You Bought A Practice – Now What?

Approach the integration of your new practice as a spectrum by focusing on four key areas.

By Josey Sewell, RDH, DEO

Congratulations! You’ve successfully closed the deal on your new dental practice. Kudos, it’s a significant milestone! The excitement of closing the deal should be complemented by a well-thought-out plan for integrating the new practice effectively into your existing practice(s). Successful integration is key to ensuring a smooth transition and the continued growth and success of your dental company.

View integration as a spectrum

When it comes to integrating a new dental practice into your existing business, view it as a spectrum of how much integration or standardization to pursue within the new practice. At one end there is “heavy standardization,” where the goal is to make the newly acquired practice align as closely as possible with your existing practice(s). This approach involves assimilating not just the clinical aspects but also the culture, operational systems, and financial structures. While this level of integration can be appealing, it’s crucial to consider the ripple effects of making significant changes.

The first and most important rule when acquiring a new practice is, “Don’t break it.” (That is, don’t make anything worse!) Rather than rushing to impose radical changes, it’s wise to focus on maintaining the practice’s existing success and modifying it as needed, gradually. This is the core principle of integration, ensuring that you don’t disrupt the well-established operations and relationships within the acquired practice.

On the other end of the spectrum lies the “light touch” approach. Here, you selectively integrate certain aspects of the new practice while preserving its identity and operations. This might involve taking over specific functions like payroll or accounts receivable while allowing the acquired practice to maintain its distinct character.

Four points of integration

Focus on these four key areas to integrate your new practice:

1.  Cultural Integration: The cultural aspect is often overlooked but is arguably the most important. It involves aligning the acquired practice with your organization’s core values, vision, and cultural traditions such as birthday celebrations. Further, it includes being consistent with how you conduct performance reviews, hold meetings, and interact with team members across both practices.

2.  Financial Integration: This includes essential tasks such as transitioning accounting systems and bank accounts. A successful financial integration ensures that the new practice’s monetary processes align with your organization’s financial structures.

3. Operational Integration: Operational compatibility involves ensuring that all practices use similar software, handle phone calls in a consistent manner, offer the same patient financing options, and utilize insurance in a similar fashion. Alignment here will streamline the patient experience and make the integration process smoother.

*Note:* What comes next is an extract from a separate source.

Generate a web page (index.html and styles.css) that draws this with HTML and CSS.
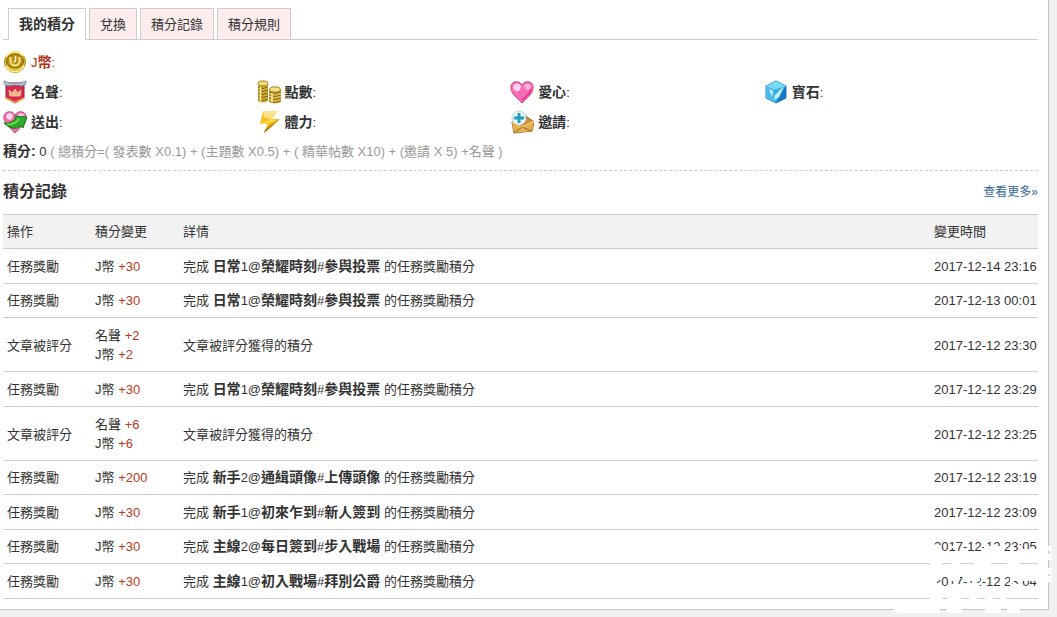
FILE: index.html
```html
<!DOCTYPE html>
<html lang="zh-Hant">
<head>
<meta charset="utf-8">
<title>我的積分</title>
<link rel="stylesheet" href="styles.css">
</head>
<body>
<main class="panel">
  <nav class="tabs">
    <a class="tab tab-active" href="#">我的積分</a>
    <a class="tab" href="#">兌換</a>
    <a class="tab" href="#">積分記錄</a>
    <a class="tab" href="#">積分規則</a>
  </nav>

  <ul class="credits">
    <li class="credit credit-main">
      <svg class="icon" viewBox="0 0 24 24"><circle cx="12" cy="12" r="10.5" fill="#e3c332" stroke="#a98a12"/><path d="M3 7a10 10 0 0 1 17-1M3 16a10 10 0 0 0 18 0" fill="none" stroke="#fff3a0" stroke-width="1.5"/><ellipse cx="12" cy="11" rx="8.500" ry="7" fill="#b98d1a" stroke="#80600c"/><path d="M7.500 7v4a4.500 4.500 0 0 0 9 0V7" fill="none" stroke="#f6e27a" stroke-width="2.200"/><path d="M12.500 6v4q0 2-2 2" fill="none" stroke="#fff6b5" stroke-width="1.500"/></svg>
      <span><span class="latin">J</span>幣<i class="colon">:</i></span>
    </li>
    <li class="credit">
      <svg class="icon" viewBox="0 0 24 24"><path d="M3 3h18v15l-9 5-9-5z" fill="#d9284d" stroke="#9c1a38"/><path d="M3 18l9 4.500 9-4.500" fill="none" stroke="#e8a13a" stroke-width="1.500"/><path d="M1 1q3 0 4 2h14q1-2 4-2v3l-4 2q-7-2-14 0L1 4z" fill="#a9c4d3" stroke="#6d8793" stroke-width=".7"/><path d="M7 16l-1-6 3.500 3L12 9l2.500 4L18 10l-1 6z" fill="#f3b184" stroke="#fbd9a6" stroke-width=".8"/></svg>
      <span>名聲<i class="colon">:</i></span>
    </li>
    <li class="credit">
      <svg class="icon" viewBox="0 0 24 24"><path d="M1 4v17q5 3 10 0V4z" fill="#d1ab35"/><path d="M1 7q5 3 10 0M1 10q5 3 10 0M1 13q5 3 10 0M1 16q5 3 10 0M1 19q5 3 10 0" fill="none" stroke="#7d611a"/><ellipse cx="6" cy="3.500" rx="5" ry="2.500" fill="#f2dd76" stroke="#9b7b1f"/><path d="M12 9v13q6 3 12 0V9z" fill="#dcb94a"/><path d="M12 12q6 3 12 0M12 15q6 3 12 0M12 18q6 3 12 0M12 21q6 3 12 0" fill="none" stroke="#80631c"/><ellipse cx="18" cy="9.500" rx="5.500" ry="2.700" fill="#f5e385" stroke="#9b7b1f"/><path d="M3.500 7v14M15 13v9" stroke="#fff0a0" stroke-width="1.500"/></svg>
      <span>點數<i class="colon">:</i></span>
    </li>
    <li class="credit">
      <svg class="icon" viewBox="0 0 24 24"><path d="M12 23C6 17 0 13 1 6c1-5 8-6 11-1 3-5 10-4 11 1 1 7-5 11-11 17z" fill="#f96db4" stroke="#d0408a"/><path d="M3 8c0-5 6-6 8-2 0 5-5 8-8 2z" fill="#ffd3e9"/><path d="M14 6c3-4 7-2 7 1-2 4-5 4-7-1z" fill="#ffb3d8"/><path d="M12 20q7-5 9-11" fill="none" stroke="#e83a93" stroke-width="2"/></svg>
      <span>愛心<i class="colon">:</i></span>
    </li>
    <li class="credit">
      <svg class="icon" viewBox="0 0 24 24"><path d="M12 1l10 5v12l-10 5-10-5V6z" fill="#36a9e6" stroke="#227bb8"/><path d="M2 6l8 4 12-4L12 1z" fill="#75d8f6"/><path d="M2 6l8 4 2 13-10-5z" fill="#4bb9ea"/><path d="M22 6L12 23l10-5z" fill="#1875c2"/><path d="M5 9l4 2-1 6zM11 15l9-9-5 11-5 3z" fill="#c5f3ff"/></svg>
      <span>寶石<i class="colon">:</i></span>
    </li>
    <li class="credit">
      <svg class="icon" viewBox="0 0 24 24"><path d="M12 23C6 17 0 12 1 6c1-5 8-6 11-1 3-5 10-4 11 1 1 7-5 11-11 17z" fill="#f56aae" stroke="#bd4d85"/><path d="M3 7c0-5 6-5 7-2 0 5-4 7-7 2zM14 6c3-4 6-3 7-1-1 3-4 4-7 1z" fill="#ffd6e9"/><path d="M1 13q8 1 12-5l-1-2 12 1-4 11-2-2q-8 6-17-3z" fill="#2cab2c" stroke="#147718"/><path d="M4 14q8 1 12-5" fill="none" stroke="#77df55" stroke-width="1.500"/></svg>
      <span>送出<i class="colon">:</i></span>
    </li>
    <li class="credit">
      <svg class="icon" viewBox="0 0 24 24"><path d="M6 1h15l-6 8h8L7 23l4-9H3z" fill="#f9bd24"/><path d="M6 1h15l-6 8-8-2z" fill="#fce48e"/><path d="M11 14l12-5L7 23z" fill="#f0ab1c"/><path d="M3 14l11-5 5 1-8 4z" fill="#ffdf47"/><path d="M23 9L7 23l1-3z" fill="#a96d16"/></svg>
      <span>體力<i class="colon">:</i></span>
    </li>
    <li class="credit">
      <svg class="icon" viewBox="0 0 24 24"><path d="M2 12L14 5l10 7-2 9-18 2z" fill="#cf8e2e" stroke="#8d5a17"/><circle cx="9" cy="8" r="7" fill="#e9f8fc" stroke="#b5d3dc"/><path d="M9 3v10M4 8h10" stroke="#289cc0" stroke-width="3"/><path d="M2 12l10 5 12-6-2 10-18 2z" fill="#e6b054"/><path d="M4 23l8-6 10 4" fill="none" stroke="#9b651d"/><path d="M2 12l10 5 12-6" fill="none" stroke="#f9d98c"/></svg>
      <span>邀請<i class="colon">:</i></span>
    </li>
  </ul>

  <p class="total"><b>積分:</b> 0 <span class="formula">( 總積分=( 發表數 X0.1) + (主題數 X0.5) + ( 精華帖數 X10) + (邀請 X 5) +名聲 )</span></p>

  <header class="log-head">
    <h2 class="log-title">積分記錄</h2>
    <a class="more" href="#">查看更多»</a>
  </header>

  <table class="log">
    <thead>
      <tr><th class="col-op">操作</th><th class="col-change">積分變更</th><th>詳情</th><th class="col-time">變更時間</th></tr>
    </thead>
    <tbody>
      <tr><td>任務獎勵</td><td>J幣 <span class="plus">+30</span></td><td>完成 <b>日常<span class="latin">1@</span>榮耀時刻<span class="latin">#</span>參與投票</b> 的任務獎勵積分</td><td>2017-12-14 23:16</td></tr>
      <tr><td>任務獎勵</td><td>J幣 <span class="plus">+30</span></td><td>完成 <b>日常<span class="latin">1@</span>榮耀時刻<span class="latin">#</span>參與投票</b> 的任務獎勵積分</td><td>2017-12-13 00:01</td></tr>
      <tr><td>文章被評分</td><td>名聲 <span class="plus">+2</span><br>J幣 <span class="plus">+2</span></td><td>文章被評分獲得的積分</td><td>2017-12-12 23:30</td></tr>
      <tr class="roomy"><td>任務獎勵</td><td>J幣 <span class="plus">+30</span></td><td>完成 <b>日常<span class="latin">1@</span>榮耀時刻<span class="latin">#</span>參與投票</b> 的任務獎勵積分</td><td>2017-12-12 23:29</td></tr>
      <tr><td>文章被評分</td><td>名聲 <span class="plus">+6</span><br>J幣 <span class="plus">+6</span></td><td>文章被評分獲得的積分</td><td>2017-12-12 23:25</td></tr>
      <tr><td>任務獎勵</td><td>J幣 <span class="plus">+200</span></td><td>完成 <b>新手<span class="latin">2@</span>通緝頭像<span class="latin">#</span>上傳頭像</b> 的任務獎勵積分</td><td>2017-12-12 23:19</td></tr>
      <tr><td>任務獎勵</td><td>J幣 <span class="plus">+30</span></td><td>完成 <b>新手<span class="latin">1@</span>初來乍到<span class="latin">#</span>新人簽到</b> 的任務獎勵積分</td><td>2017-12-12 23:09</td></tr>
      <tr><td>任務獎勵</td><td>J幣 <span class="plus">+30</span></td><td>完成 <b>主線<span class="latin">2@</span>每日簽到<span class="latin">#</span>步入戰場</b> 的任務獎勵積分</td><td>2017-12-12 23:05</td></tr>
      <tr><td>任務獎勵</td><td>J幣 <span class="plus">+30</span></td><td>完成 <b>主線<span class="latin">1@</span>初入戰場<span class="latin">#</span>拜別公爵</b> 的任務獎勵積分</td><td>2017-12-12 23:04</td></tr>
    </tbody>
  </table>

  <svg class="stamp" viewBox="0 0 170 81" fill="#fff" aria-hidden="true">
    <path d="M158 10h7v5h-7zM158 18h7v6h-7zM158 32h7v6h-7zM158 40h7v6h-7z"/>
    <path d="M43 26h12v3H43zM64 26h9v3h-9zM87 26h17v3H87zM120 26h13v3h-13z"/>
    <path d="M43 61h12v4H43zM60 61h14v4H60zM82 61h8v4h-8zM98 61h8v4h-8zM113 61h6v4h-6z"/>
    <path d="M7 70h46v7H12q-4 0-5-4zM60 70h15v7H60zM98 70h16v7H98zM120 70h13v7h-13z"/>
    <path d="M45 9h9v7h-9zM63 10h6v2h-6zM97 10h16v6H97zM123 11h4v5h-4zM133 13h18v4h-18z"/>
    <path d="M45 38h9v6h-9zM45 47h9v5h-9zM62 38h6v7h-6zM62 48h13v4H62zM69 38h4v5h-4zM81 38h12v7H81zM81 47h12v5H81zM123 38h11v7h-11zM123 48h11v4h-11zM134 38h17v7h-17z"/>
  </svg>
</main>
</body>
</html>
```

FILE: styles.css
```css
body {
  margin: 0;
  padding-bottom: 7px;
  background: #f0f0f0;
  color: #333;
  font: 13px/19px "Liberation Sans", "Noto Sans CJK TC", sans-serif;
}

.panel {
  position: relative;
  margin-right: 8px;
  padding: 8px 10px 10px 3px;
  background: #fff;
  border-right: 1px solid #c4c4c4;
  border-bottom: 1px solid #c4c4c4;
}

.tabs {
  display: flex;
  gap: 3px;
  padding-left: 5px;
  border-bottom: 1px solid #cdcdcd;
}

.tab {
  padding: 1px 10px 0;
  border: 1px solid #cdcdcd;
  border-bottom: 0;
  background: #fdecec;
  color: #333;
  line-height: 29px;
  text-decoration: none;
}

.tab-active {
  margin-bottom: -1px;
  background: #fff;
  font-size: 14px;
  font-weight: bold;
}

.credits {
  display: grid;
  grid-template-columns: repeat(4, 24.5%);
  grid-auto-rows: 30px;
  margin: 7px 0 0;
  padding: 0;
  list-style: none;
}

.credit {
  display: flex;
  align-items: center;
  gap: 4px;
  font-size: 14px;
  font-weight: bold;
}

.credit-main {
  grid-column: 1 / -1;
  color: #b03010;
}

.icon {
  width: 24px;
  height: 24px;
}

.latin,
.colon {
  font-size: 13px;
  font-style: normal;
  font-weight: normal;
}

.total {
  margin: 0;
  padding: 5px 0 9px;
  border-bottom: 1px dashed #cdcdcd;
}

.total b {
  font-size: 14px;
}

.formula {
  color: #999;
}

.log-head {
  display: flex;
  justify-content: space-between;
  align-items: center;
  padding: 10px 0 11px;
}

.log-title {
  margin: 0;
  font-size: 16px;
  line-height: 22px;
}

.more {
  color: #369;
  font-size: 12px;
  text-decoration: none;
}

.log {
  width: 100%;
  border-collapse: separate;
  border-spacing: 0;
  border-top: 1px solid #cdcdcd;
  table-layout: fixed;
}

.log th,
.log td {
  padding: 7px 4px;
  border-bottom: 1px solid #cdcdcd;
  font-weight: normal;
  text-align: left;
}

.log th {
  background: #f2f2f2;
}

.log tbody tr:nth-child(odd) td,
.log .roomy td {
  padding-top: 8px;
}

.log b {
  font-size: 14px;
}

.log .col-op,
.log .col-change {
  width: 80px;
}

.log .col-time {
  width: 100px;
}

.log td:last-child {
  white-space: nowrap;
}

.plus {
  color: #b83a20;
}

.stamp {
  position: absolute;
  right: -9px;
  bottom: -8px;
  width: 170px;
  height: 81px;
}
```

4.  Clinical Integration: This entails ensuring that the standard of care, formulary, supply usage, among other clinical aspects, are consistent. Clinical integration aims to provide a consistent quality of care to patients and ensures that all providers in your organization follow the same standards.

Creating an integration plan

For successful integration, approach the process one step at a time. Start by evaluating their critical systems and reviewing their metrics to see where their strengths are. Identify what is already working well, what should be retained, and where they can improve/what should be modified. With this approach, you can ensure that you’re not unnecessarily disrupting efficient processes.

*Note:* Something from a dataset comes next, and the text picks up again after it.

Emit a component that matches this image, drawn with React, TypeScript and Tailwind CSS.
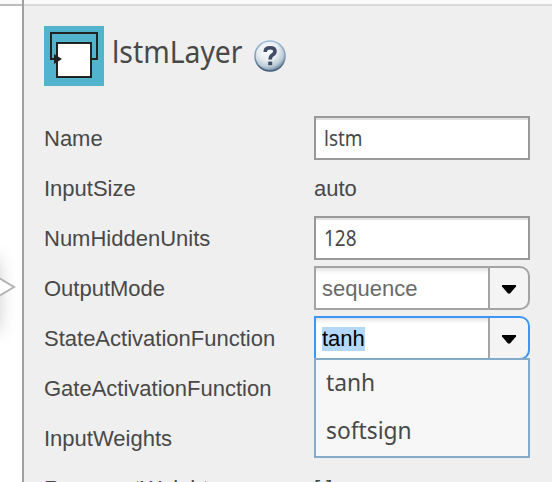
import React from "react";

const humanist = "font-['Noto_Sans','Open_Sans',sans-serif]";

function LayerIcon() {
  return (
    <svg width="60" height="60" viewBox="0 0 60 60" className="block shrink-0">
      <rect width="60" height="60" fill="#51b4cc" />
      <path d="M13 33H7V7H53V33H47" fill="none" stroke="#222" strokeWidth="2" />
      <rect x="13" y="17" width="34" height="34" fill="#fff" stroke="#222" strokeWidth="2" />
      <path d="M10 28L18 33L10 38Z" fill="#222" />
    </svg>
  );
}

function HelpIcon() {
  return (
    <svg width="32" height="32" viewBox="0 0 32 32" className="block shrink-0">
      <defs>
        <linearGradient id="rim" x1="0" y1="0" x2="0" y2="1">
          <stop offset="0" stopColor="#9fc0d8" />
          <stop offset="0.55" stopColor="#8098b2" />
          <stop offset="1" stopColor="#3e5676" />
        </linearGradient>
        <radialGradient id="ball" cx="0.42" cy="0.3" r="0.72">
          <stop offset="0" stopColor="#ffffff" />
          <stop offset="0.5" stopColor="#e7edf1" />
          <stop offset="0.8" stopColor="#bccbd7" />
          <stop offset="1" stopColor="#718ba6" />
        </radialGradient>
      </defs>
      <circle cx="16" cy="16" r="15.8" fill="url(#rim)" />
      <circle cx="16" cy="16" r="14.3" fill="url(#ball)" />
      <path d="M11.3 12V11Q11.5 7.7 16.2 7.7Q21 7.7 21 11.2Q21 13.5 18.6 14.8Q16.2 16 16.2 19.4" fill="none" stroke="#414d65" strokeWidth="3.6" />
      <rect x="14.2" y="21.6" width="4" height="3.6" fill="#414d65" />
    </svg>
  );
}

function Row({ label, children }: { label: string; children?: React.ReactNode }) {
  return (
    <div className="flex h-[50px] items-center">
      <div className="w-[270px] shrink-0 whitespace-nowrap pt-[2px]">{label}</div>
      {children}
    </div>
  );
}

function TextField({ value }: { value: string }) {
  return (
    <div className={`flex h-[44px] w-[216px] items-center border-2 border-[#999] bg-white pb-[3px] pl-[8px] text-[22px] shadow-[inset_0_2px_0_#e2e2e2] ${humanist}`}>
      <span className="origin-left scale-x-[0.86]">{value}</span>
    </div>
  );
}

function Combo({ value, active = false }: { value: string; active?: boolean }) {
  return (
    <div className={`flex h-[44px] w-[216px] overflow-hidden rounded-r-[10px] border-2 bg-[#f4f4f4] ${active ? "border-[#3c96f5]" : "border-[#a4a4a4]"}`}>
      <div className="flex w-[174px] items-center border-r-2 border-[#a4a4a4] bg-white pl-[6px] pt-[2px] shadow-[inset_0_6px_5px_-4px_#ddd]">
        <span className={active ? "bg-[#b4d8fb] leading-[24px] text-black" : "text-[#6a6a6a]"}>{value}</span>
      </div>
      <div className="flex flex-1 items-center justify-center pt-[3px]">
        <svg width="14" height="9" viewBox="0 0 14 9"><path d="M0 0H14V1.5L8 8.5H6L0 1.5Z" fill="#000" /></svg>
      </div>
    </div>
  );
}

export default function App() {
  return (
    <div className="flex h-[482px] w-[552px] flex-col overflow-hidden bg-[#efefef] font-['Liberation_Sans',Arial,sans-serif] text-[22px] leading-[26px] text-[#484848]">
      <div className="flex h-[6px] shrink-0">
        <div className="w-[22px] border-b-2 border-[#bcbcbc] bg-[#fafafa]" />
        <div className="w-[2px] bg-[#a0a0a0]" />
        <div className="flex-1 border-b-2 border-[#d8d8d8] bg-[#fafafa]" />
      </div>
      <div className="flex h-[476px]">
        <div className="relative w-[22px] shrink-0 overflow-hidden bg-white">
          <div className="absolute left-[-24px] top-[256px] h-[66px] w-[20px] shadow-[0_0_18px_3px_#ccc]" />
          <svg width="18" height="26" className="absolute left-0 top-[268px]">
            <path d="M-3 2.8L14 13L-3 23.2Z" fill="#fff" stroke="#b3b3b3" strokeWidth="2" />
          </svg>
        </div>
        <div className="w-[2px] shrink-0 bg-[#a0a0a0]" />
        <div className="flex-1 pl-[20px] pt-[20px]">
          <div className="flex h-[87px] items-start">
            <LayerIcon />
            <h1 className={`ml-[8px] mt-[6px] w-[132px] origin-left scale-x-[0.945] whitespace-nowrap text-[30px] leading-[40px] ${humanist}`}>lstmLayer</h1>
            <div className="ml-[10px] mt-[14px]"><HelpIcon /></div>
          </div>
          <Row label="Name"><TextField value="lstm" /></Row>
          <Row label="InputSize"><span className="pt-[2px]">auto</span></Row>
          <Row label="NumHiddenUnits"><TextField value="128" /></Row>
          <Row label="OutputMode"><Combo value="sequence" /></Row>
          <Row label="StateActivationFunction">
            <div className="relative">
              <Combo value="tanh" active />
              <div className={`absolute left-0 top-[42px] z-10 h-[100px] w-[216px] border-2 border-[#86aaca] bg-[#f7f7f7] text-[24px] ${humanist}`}>
                <div className="flex h-[48px] items-center pb-[5px] pl-[10px]"><span className="origin-left scale-x-[0.95]">tanh</span></div>
                <div className="flex h-[48px] items-center pb-[5px] pl-[10px]"><span className="origin-left scale-x-[0.95]">softsign</span></div>
              </div>
            </div>
          </Row>
          <Row label="GateActivationFunction" />
          <Row label="InputWeights" />
          <Row label="RecurrentWeights"><span className="pt-[2px]">[ ]</span></Row>
        </div>
      </div>
    </div>
  );
}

Also, prioritizing cultural integration is essential. If you really spend time on integrating culture, the team at your newly acquired practice is going to be more satisfied. You’ll gain their trust and “buy-in.” By focusing on cultural alignment as a primary goal, you can foster a sense of unity among team members and across your entire company. When integrating team members at the acquired practice see that their values and contributions are respected and valued, they will feel more comfortable and less resistant to change. By focusing on culture first, you ensure higher staff retention also.

Tips for successful integration

In addition to the four points of integration and the spectrum approach, here are some practical tips.

  • Realistic Expectations: As you execute your integration plan, keep in mind the amount of change you’re asking a practice to do. Too much change too quickly can lead to resistance and disrupt morale, or even patient care.
  • Resource Allocation: Understand that integrating a new practice requires significant resources, including time and energy. Consider having a dedicated integration team or project manager to ensure a smooth process.
  • Communication: Open and transparent communication is essential. Ensure that the team at the acquired practice is heard, seen, and valued. Their input and feedback can be invaluable in the integration process.

By approaching the integration of your newly acquired practice with a clear plan, a people-first mindset, and prioritizing cultural integration, you’ll achieve a smooth transition and set the stage for your newly acquired practice’s long-term success.